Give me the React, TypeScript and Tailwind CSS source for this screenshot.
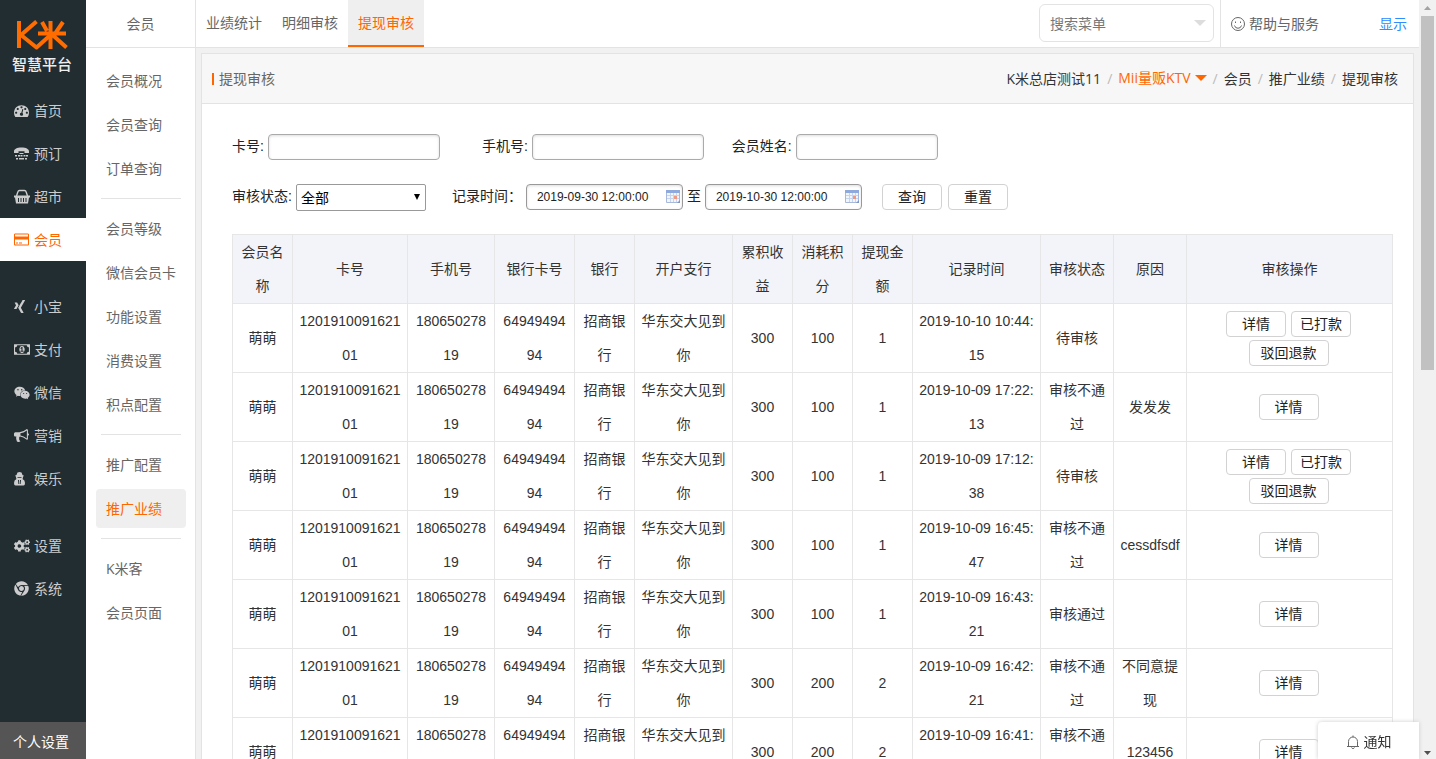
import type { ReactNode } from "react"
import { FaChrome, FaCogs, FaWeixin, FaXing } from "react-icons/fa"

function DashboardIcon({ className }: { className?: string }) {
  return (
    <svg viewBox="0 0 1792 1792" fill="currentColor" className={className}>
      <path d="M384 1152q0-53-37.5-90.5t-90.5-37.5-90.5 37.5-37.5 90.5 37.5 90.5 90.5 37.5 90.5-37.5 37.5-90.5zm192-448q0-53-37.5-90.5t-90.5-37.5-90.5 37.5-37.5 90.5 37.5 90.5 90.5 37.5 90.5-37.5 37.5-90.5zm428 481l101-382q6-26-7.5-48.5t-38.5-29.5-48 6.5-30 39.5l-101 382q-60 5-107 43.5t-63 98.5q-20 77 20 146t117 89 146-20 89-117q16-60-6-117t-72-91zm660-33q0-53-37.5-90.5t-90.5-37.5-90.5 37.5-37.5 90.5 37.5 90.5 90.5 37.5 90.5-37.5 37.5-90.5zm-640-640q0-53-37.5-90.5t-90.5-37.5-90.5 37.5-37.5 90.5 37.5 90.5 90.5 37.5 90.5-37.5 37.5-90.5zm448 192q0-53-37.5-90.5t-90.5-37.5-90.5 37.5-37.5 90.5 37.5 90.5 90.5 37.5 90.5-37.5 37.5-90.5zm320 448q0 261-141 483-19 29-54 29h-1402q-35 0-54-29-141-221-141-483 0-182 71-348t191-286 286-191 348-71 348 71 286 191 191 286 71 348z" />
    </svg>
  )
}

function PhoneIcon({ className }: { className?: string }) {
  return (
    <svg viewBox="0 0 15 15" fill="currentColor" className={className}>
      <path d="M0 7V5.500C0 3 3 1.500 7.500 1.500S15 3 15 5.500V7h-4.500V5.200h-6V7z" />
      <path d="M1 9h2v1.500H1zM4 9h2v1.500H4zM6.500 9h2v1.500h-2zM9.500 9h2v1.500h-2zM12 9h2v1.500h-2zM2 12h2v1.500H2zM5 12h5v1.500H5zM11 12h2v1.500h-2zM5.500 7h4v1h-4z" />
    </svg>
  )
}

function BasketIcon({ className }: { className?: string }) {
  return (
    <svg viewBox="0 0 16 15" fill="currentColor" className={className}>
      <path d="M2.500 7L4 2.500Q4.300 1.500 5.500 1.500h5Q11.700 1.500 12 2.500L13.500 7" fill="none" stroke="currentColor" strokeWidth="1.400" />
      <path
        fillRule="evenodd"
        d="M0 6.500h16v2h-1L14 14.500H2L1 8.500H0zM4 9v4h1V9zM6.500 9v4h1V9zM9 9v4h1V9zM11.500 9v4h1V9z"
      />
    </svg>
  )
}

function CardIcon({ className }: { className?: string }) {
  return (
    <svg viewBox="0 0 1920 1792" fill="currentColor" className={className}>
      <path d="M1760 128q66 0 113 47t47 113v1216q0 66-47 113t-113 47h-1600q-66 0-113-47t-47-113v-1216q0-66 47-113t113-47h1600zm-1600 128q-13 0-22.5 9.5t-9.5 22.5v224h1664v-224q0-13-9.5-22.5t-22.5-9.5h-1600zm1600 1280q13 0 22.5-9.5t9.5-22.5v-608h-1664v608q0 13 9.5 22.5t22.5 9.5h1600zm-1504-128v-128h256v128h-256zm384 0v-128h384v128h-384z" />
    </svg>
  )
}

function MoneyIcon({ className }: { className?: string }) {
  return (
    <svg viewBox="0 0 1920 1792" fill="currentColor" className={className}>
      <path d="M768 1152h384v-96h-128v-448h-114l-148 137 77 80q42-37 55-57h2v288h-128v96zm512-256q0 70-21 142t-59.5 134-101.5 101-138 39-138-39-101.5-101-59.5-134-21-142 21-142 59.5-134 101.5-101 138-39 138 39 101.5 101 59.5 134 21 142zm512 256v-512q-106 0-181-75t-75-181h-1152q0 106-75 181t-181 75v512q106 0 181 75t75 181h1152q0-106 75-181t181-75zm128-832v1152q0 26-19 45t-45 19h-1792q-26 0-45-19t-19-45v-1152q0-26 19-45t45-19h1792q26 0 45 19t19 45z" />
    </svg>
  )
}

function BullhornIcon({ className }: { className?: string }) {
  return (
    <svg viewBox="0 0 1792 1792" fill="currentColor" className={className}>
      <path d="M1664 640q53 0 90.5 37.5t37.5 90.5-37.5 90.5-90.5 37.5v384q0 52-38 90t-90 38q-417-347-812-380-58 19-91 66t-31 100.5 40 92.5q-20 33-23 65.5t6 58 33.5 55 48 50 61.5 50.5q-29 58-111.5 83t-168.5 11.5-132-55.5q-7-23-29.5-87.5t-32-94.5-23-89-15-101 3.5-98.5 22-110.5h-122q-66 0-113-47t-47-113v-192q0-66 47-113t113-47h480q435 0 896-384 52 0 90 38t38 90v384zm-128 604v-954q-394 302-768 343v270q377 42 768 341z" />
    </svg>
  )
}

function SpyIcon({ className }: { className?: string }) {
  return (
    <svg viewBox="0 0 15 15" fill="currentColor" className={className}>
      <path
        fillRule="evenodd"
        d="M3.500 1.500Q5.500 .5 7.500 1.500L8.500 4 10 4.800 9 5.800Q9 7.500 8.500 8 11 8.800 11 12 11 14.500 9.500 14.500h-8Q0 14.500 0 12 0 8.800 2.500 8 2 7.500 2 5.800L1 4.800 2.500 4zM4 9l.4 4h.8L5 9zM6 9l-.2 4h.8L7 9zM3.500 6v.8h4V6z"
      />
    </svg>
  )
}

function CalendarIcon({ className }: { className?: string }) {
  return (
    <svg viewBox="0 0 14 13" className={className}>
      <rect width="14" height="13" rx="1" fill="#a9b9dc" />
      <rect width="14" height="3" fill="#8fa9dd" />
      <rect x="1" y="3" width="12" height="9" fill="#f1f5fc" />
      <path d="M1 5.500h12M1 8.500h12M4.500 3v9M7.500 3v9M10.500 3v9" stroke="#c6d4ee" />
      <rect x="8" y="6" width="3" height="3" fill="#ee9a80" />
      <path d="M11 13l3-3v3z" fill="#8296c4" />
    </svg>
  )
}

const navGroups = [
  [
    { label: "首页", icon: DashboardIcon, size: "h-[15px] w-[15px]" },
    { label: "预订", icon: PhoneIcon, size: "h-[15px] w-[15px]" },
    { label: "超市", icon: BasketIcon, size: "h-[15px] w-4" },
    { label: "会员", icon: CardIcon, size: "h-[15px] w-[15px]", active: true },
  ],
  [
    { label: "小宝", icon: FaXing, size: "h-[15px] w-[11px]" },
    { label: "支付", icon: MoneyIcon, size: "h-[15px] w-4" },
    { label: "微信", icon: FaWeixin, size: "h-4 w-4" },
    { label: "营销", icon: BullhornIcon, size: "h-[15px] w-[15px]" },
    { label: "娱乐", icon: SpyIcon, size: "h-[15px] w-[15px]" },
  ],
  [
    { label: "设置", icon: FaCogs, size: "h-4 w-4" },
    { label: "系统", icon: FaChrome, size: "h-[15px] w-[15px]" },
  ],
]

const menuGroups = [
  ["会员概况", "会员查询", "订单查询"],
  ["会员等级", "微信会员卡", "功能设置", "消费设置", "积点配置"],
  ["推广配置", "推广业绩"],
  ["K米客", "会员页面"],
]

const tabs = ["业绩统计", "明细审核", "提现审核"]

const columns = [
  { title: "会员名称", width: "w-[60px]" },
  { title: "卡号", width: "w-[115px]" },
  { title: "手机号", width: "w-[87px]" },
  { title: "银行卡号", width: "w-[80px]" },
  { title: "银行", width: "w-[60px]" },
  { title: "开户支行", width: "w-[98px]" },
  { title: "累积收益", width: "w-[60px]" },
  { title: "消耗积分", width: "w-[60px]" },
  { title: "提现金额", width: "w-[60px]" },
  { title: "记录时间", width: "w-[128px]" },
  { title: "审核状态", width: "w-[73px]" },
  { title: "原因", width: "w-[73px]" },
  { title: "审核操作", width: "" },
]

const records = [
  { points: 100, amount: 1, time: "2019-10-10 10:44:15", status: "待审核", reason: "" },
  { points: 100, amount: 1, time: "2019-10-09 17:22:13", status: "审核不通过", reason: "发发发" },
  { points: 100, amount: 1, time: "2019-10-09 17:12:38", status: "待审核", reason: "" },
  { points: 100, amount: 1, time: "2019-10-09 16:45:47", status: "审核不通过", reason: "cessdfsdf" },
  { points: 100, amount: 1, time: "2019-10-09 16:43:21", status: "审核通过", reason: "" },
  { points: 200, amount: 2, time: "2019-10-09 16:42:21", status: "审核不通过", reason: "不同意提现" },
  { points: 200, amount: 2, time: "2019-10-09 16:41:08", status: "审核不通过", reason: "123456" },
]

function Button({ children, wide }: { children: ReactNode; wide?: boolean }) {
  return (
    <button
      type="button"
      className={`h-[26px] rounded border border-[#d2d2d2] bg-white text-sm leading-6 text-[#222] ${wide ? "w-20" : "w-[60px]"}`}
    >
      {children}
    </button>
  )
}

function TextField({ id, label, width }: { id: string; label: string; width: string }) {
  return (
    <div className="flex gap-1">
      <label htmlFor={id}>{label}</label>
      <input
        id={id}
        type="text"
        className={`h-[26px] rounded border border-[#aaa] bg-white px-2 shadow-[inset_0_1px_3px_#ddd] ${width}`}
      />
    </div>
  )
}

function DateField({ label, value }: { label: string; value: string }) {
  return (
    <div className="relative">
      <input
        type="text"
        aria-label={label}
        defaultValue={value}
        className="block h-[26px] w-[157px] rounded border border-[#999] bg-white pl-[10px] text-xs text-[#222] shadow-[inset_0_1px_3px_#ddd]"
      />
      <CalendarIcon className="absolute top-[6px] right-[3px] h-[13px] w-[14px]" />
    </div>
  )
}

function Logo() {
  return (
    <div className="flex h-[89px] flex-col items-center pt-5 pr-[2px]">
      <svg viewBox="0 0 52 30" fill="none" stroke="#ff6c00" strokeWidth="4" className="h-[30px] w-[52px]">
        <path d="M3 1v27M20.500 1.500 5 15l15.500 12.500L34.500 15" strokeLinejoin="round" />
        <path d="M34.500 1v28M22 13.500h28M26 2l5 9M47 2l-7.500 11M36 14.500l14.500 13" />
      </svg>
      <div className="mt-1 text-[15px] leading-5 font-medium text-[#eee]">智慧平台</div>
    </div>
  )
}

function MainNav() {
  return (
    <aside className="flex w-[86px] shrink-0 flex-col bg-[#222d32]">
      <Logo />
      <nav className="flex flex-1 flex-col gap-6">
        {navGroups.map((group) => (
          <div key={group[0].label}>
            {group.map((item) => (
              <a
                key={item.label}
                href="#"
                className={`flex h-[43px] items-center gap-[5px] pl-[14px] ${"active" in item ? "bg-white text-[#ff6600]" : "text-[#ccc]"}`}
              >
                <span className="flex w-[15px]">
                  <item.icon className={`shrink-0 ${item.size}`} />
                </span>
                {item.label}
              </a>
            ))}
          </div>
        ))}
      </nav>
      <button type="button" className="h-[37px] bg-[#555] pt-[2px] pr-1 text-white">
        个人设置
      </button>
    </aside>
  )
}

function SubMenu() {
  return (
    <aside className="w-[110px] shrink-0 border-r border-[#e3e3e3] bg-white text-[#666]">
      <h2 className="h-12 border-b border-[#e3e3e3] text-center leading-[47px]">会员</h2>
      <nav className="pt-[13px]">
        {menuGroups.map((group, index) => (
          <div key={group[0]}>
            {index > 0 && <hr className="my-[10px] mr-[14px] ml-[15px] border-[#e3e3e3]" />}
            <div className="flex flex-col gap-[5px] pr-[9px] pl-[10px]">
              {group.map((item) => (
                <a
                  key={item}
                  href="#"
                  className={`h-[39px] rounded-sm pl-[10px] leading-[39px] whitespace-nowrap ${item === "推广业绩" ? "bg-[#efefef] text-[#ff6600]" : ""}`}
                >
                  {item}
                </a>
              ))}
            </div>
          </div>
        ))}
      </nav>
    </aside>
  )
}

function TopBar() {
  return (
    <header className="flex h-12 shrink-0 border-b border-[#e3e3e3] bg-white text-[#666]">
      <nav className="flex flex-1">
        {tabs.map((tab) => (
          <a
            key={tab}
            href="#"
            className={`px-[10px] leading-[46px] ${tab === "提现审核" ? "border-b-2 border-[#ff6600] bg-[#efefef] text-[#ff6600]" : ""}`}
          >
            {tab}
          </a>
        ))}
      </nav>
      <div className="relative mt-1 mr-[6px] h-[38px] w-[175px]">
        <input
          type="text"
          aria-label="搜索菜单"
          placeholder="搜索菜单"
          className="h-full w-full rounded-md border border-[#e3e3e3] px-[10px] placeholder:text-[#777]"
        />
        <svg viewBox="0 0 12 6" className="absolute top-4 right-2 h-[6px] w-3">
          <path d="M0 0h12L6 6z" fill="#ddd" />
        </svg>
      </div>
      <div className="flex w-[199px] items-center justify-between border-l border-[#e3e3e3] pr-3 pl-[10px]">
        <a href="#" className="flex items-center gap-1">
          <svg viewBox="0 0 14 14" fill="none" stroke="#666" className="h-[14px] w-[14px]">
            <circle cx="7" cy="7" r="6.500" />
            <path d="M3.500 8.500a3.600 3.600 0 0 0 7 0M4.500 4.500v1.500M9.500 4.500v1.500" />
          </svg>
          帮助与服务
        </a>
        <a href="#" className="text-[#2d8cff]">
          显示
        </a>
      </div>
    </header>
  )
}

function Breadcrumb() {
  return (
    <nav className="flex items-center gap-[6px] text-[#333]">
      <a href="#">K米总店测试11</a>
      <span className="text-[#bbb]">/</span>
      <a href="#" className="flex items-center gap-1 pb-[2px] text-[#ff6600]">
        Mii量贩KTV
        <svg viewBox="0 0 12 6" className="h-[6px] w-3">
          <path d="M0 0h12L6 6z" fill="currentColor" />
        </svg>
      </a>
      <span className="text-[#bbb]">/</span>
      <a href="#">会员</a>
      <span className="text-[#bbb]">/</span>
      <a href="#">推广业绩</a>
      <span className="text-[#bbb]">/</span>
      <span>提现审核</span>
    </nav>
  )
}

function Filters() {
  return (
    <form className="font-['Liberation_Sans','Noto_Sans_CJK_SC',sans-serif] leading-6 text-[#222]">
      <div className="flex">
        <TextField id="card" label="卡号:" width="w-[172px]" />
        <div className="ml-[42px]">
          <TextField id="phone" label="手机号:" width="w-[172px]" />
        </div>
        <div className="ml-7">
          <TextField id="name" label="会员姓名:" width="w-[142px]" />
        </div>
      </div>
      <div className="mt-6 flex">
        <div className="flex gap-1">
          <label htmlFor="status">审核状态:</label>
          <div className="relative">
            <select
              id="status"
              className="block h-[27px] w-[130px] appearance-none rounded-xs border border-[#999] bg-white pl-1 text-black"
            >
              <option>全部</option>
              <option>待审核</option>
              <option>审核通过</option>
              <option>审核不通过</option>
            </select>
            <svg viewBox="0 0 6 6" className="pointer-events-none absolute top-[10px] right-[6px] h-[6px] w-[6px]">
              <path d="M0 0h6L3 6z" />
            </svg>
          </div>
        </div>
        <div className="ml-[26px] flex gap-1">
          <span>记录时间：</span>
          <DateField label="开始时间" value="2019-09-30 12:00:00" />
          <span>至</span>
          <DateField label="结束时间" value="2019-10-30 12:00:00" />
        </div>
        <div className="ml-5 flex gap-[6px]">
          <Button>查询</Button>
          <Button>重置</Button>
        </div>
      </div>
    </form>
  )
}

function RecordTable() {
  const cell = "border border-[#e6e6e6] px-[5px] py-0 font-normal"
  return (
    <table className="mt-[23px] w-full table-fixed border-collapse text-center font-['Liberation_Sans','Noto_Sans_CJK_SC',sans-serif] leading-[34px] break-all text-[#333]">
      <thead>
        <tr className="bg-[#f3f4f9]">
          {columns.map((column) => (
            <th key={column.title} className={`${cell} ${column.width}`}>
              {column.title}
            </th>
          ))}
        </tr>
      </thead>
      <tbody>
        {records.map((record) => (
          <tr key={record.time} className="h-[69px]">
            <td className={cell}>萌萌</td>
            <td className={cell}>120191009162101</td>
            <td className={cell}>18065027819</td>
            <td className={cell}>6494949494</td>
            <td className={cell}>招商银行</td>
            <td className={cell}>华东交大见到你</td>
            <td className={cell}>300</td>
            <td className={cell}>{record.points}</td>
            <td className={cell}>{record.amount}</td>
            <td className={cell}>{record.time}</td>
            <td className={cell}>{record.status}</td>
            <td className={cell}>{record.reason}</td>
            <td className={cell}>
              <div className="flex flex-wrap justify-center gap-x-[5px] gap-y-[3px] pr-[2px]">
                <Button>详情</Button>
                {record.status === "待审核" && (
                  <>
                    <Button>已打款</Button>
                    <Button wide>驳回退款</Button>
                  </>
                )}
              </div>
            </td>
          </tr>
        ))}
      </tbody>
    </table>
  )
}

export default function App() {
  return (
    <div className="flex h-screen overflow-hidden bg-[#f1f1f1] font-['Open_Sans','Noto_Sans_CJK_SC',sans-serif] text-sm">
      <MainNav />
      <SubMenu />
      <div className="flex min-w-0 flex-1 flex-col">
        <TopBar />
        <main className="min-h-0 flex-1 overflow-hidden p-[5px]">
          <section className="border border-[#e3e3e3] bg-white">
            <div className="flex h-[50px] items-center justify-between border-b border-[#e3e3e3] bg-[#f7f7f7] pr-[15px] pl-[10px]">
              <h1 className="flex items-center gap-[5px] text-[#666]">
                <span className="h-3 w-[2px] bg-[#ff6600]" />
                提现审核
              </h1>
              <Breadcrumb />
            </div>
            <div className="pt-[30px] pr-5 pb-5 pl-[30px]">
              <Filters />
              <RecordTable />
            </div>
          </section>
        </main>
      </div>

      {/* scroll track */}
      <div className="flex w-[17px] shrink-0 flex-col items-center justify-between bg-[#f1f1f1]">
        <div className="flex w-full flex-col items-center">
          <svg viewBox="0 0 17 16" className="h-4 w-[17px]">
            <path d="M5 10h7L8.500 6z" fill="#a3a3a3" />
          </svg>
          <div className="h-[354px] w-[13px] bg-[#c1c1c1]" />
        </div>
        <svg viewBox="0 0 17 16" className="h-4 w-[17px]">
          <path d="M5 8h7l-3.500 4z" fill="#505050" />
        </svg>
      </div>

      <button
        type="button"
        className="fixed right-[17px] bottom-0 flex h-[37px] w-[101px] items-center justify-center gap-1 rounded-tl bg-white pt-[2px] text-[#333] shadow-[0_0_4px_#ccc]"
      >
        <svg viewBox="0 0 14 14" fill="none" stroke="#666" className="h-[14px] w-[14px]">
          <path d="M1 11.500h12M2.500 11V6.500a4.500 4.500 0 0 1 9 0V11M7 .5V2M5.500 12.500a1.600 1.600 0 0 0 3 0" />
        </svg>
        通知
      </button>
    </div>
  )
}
**********
### Your objective
Repeat the lines above, starting at the first and stopping after the line that holds "FaCogs, FaWeixin, FaXing", with the pictures left out.

### Worked answer
Give me the React, TypeScript and Tailwind CSS source for this screenshot.
import type { ReactNode } from "react"
import { FaChrome, FaCogs, FaWeixin, FaXing } from "react-icons/fa"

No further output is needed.